Offer In Compromise Terminology
Some of the terms used by IRS in their Offer in Compromise program may be a bit
confusing. However, with a little help, you should be able to get up to
speed pretty quickly. Take a look at the terms and their definitions below.
If you have any questions, or if you'd like to see some additional
information, let me know.
Realizable Value: The quick sale value amount minus what you owe to a
secured creditor. The creditor must have priority over a filed Notice of
Federal Tax Lien before IRS will allow a subtraction from the asset's value.
Fair Market Value: The amount you could reasonably expect from the sale of
an asset. Provide an accurate valuation for each asset. Determine value from
realtors, Blue Book valuations for used cars, publications, furniture
dealers, or other experts on specific types of assets. Please include a copy
of any written estimate with your financial statement.

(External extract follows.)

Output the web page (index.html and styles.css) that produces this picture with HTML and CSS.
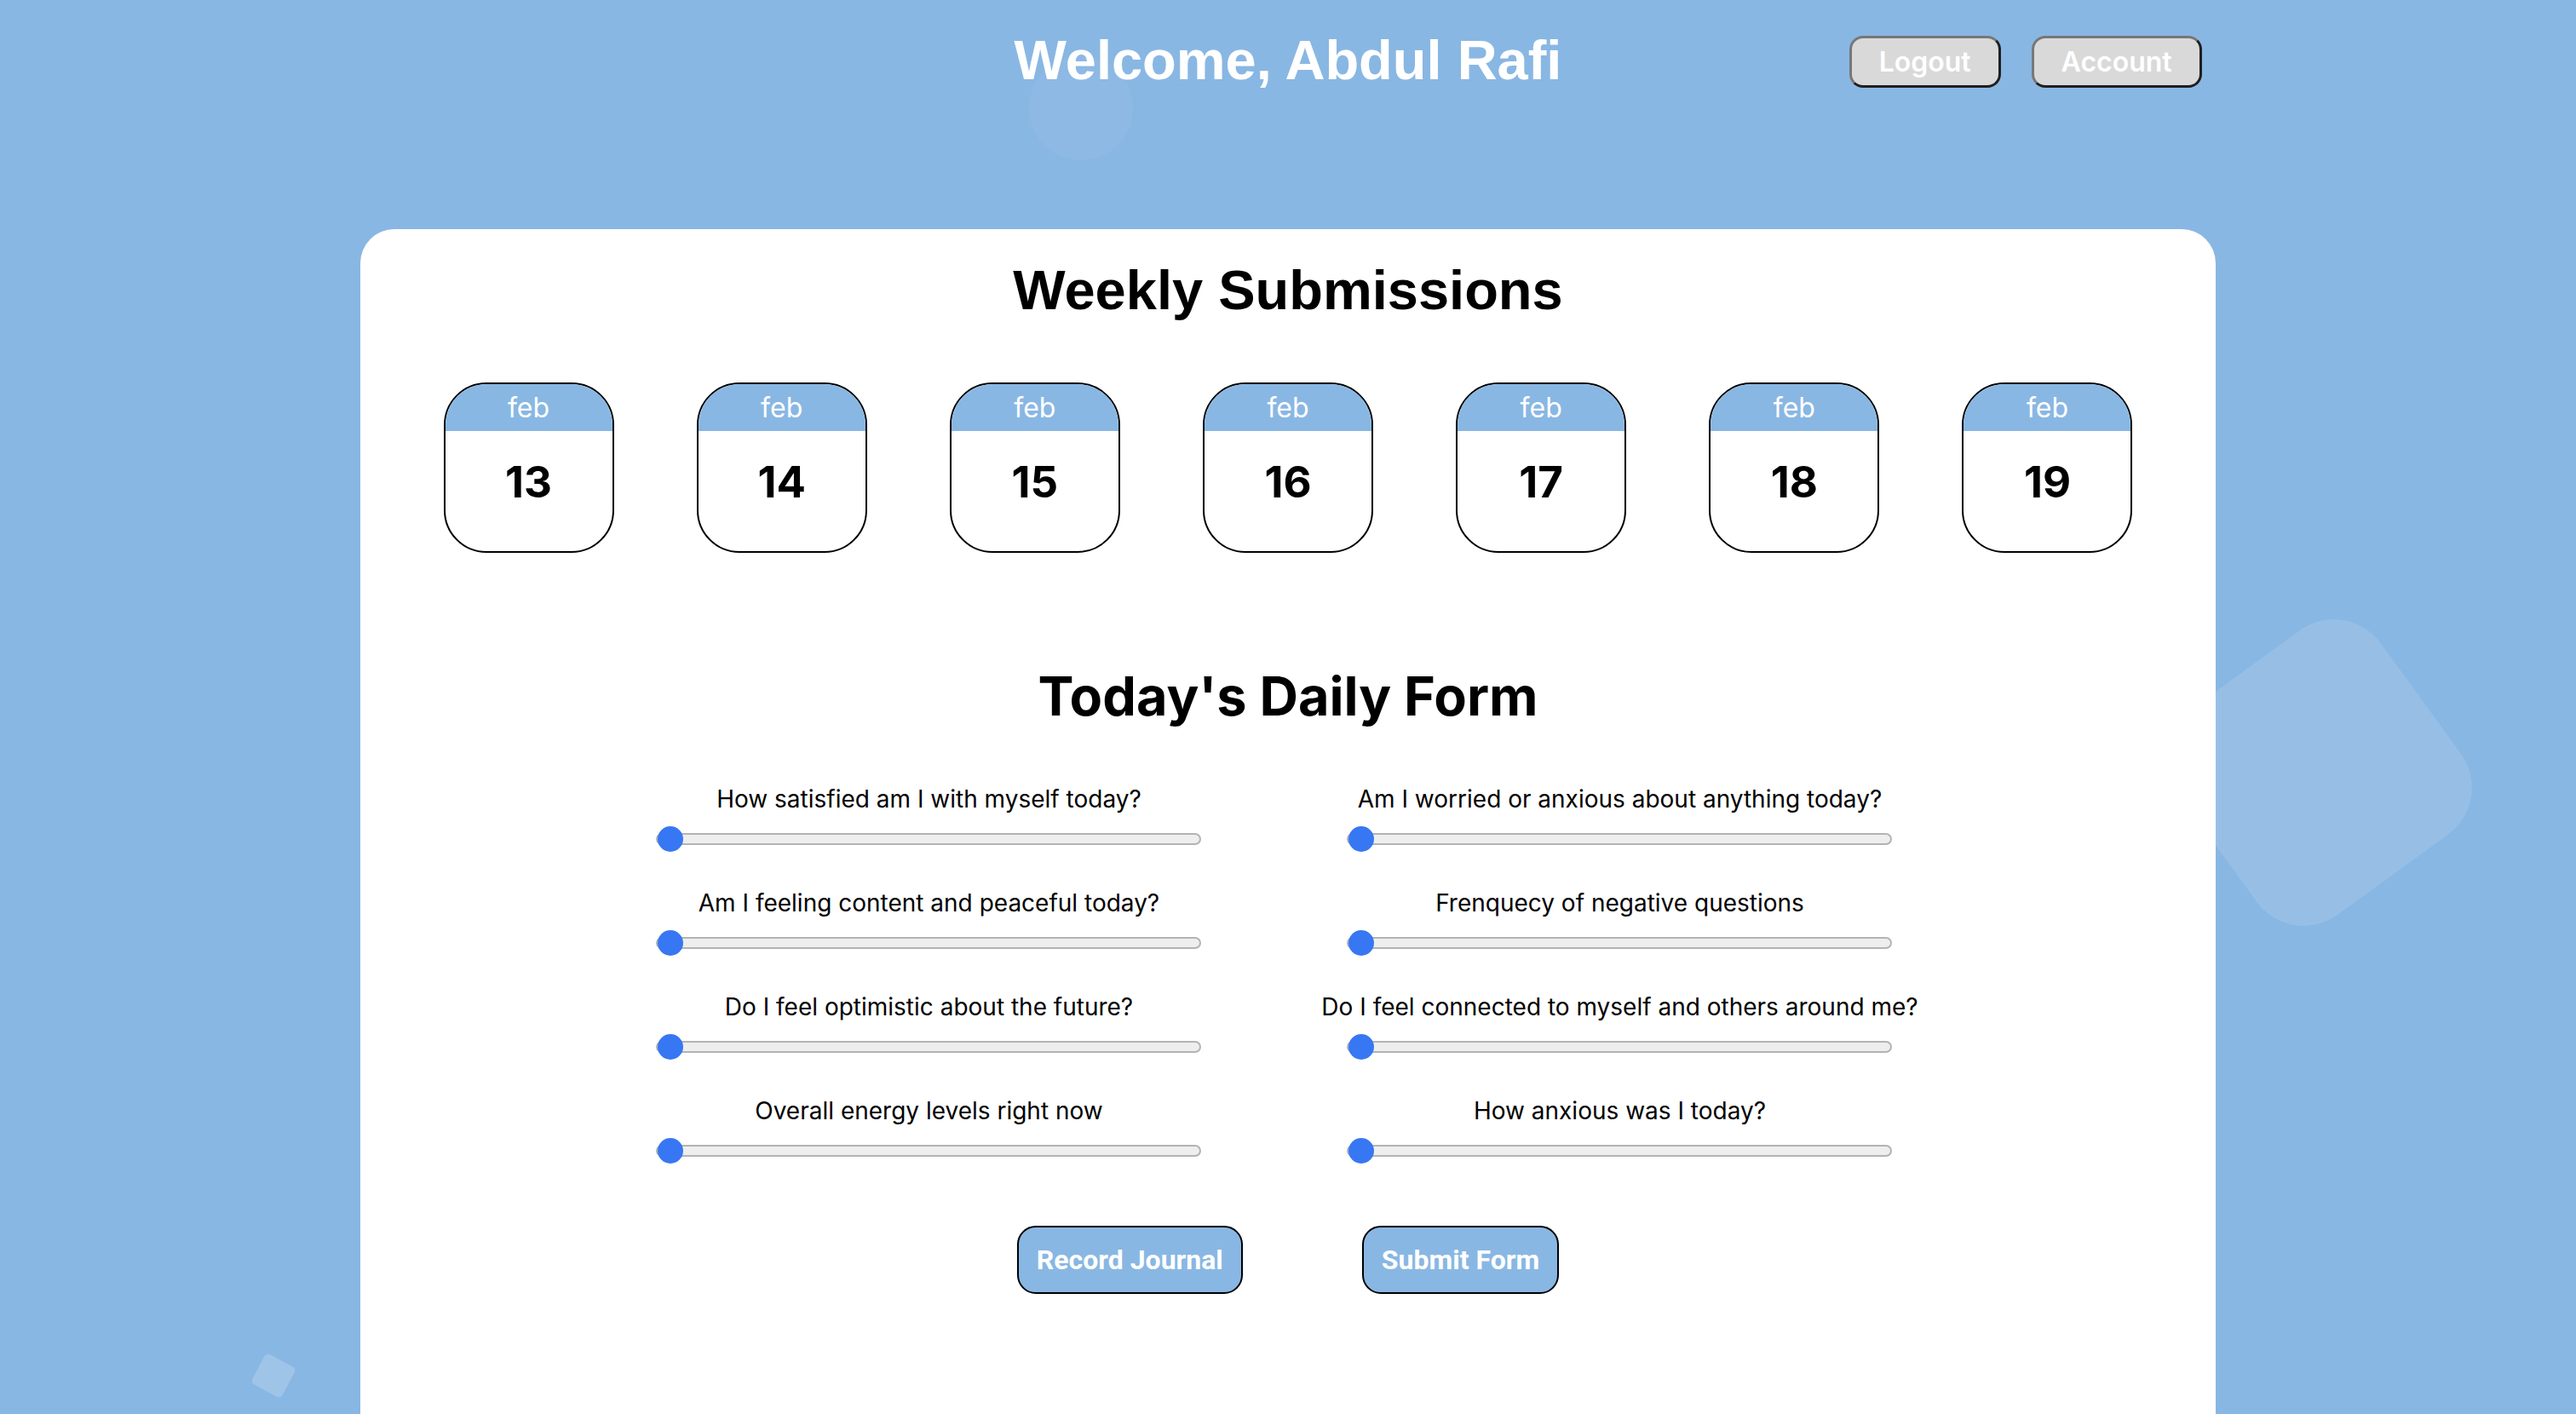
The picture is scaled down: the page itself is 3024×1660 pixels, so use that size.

Future Income: IRS usually determines the amount they could collect from
your future income by subtracting necessary living expenses from your
monthly income over a set number of months. For a cash offer, you must offer
what you could pay in monthly payments over forty-eight months (or the
remainder of the ten-year statutory period for collection, whichever is
less). For a short-term deferred offer, you must offer what you could pay in
monthly payments over sixty months (or the remainder of the statutory period
for collection, whichever is less). For a deferred payment offer, you must
offer what you could pay in monthly payments during the remaining time IRS
could legally receive payments.
Reasonable Collection Potential (RCP): The total realizable value of your
assets plus your future income. This total is generally the minimum amount
you can offer.
Necessary Expenses: The allowable payments you make to support you and your
family's health and welfare and/or the production of income. This expense
allowance does not apply to businesses. IRS
Publication 1854
explains the National Standard Expenses and gives the allowable amounts. IRS
derives these amounts from the Bureau of Labor Statistics (BLS)
Consumer Expenditure Survey. They also use information for the
Bureau of the Census to determine local expenses for housing, utilities,
and transportation.
Note: If the IRS determines that the facts and circumstances of your
situation indicates that using the scheduled allowance of necessary expenses
is inadequate, they will allow you an adequate means for providing basic
living expenses. However, you must provide documentation that supports a
determination that using national and local expense standards leaves you an
inadequate means of providing for basic living expenses.
Not Generally Allowed: IRS typically does not allow you to claim tuition for
private schools, public or private college expenses, charitable
contributions, voluntary retirement contributions, payments for unsecured
debts such as credit card bills, cable television charges and other similar
expenses as necessary living expenses. However, they will allow these
expenses when you can prove that they are necessary for the health and
welfare of you or your family or for the production of income.
Quick Sale Value: The amount you could reasonably expect from the sale of an
asset if you sold it quickly, typically in ninety days or less. This amount
generally is less than fair market value (FMV), but could actually be equal
to FMV or higher, based on local circumstances.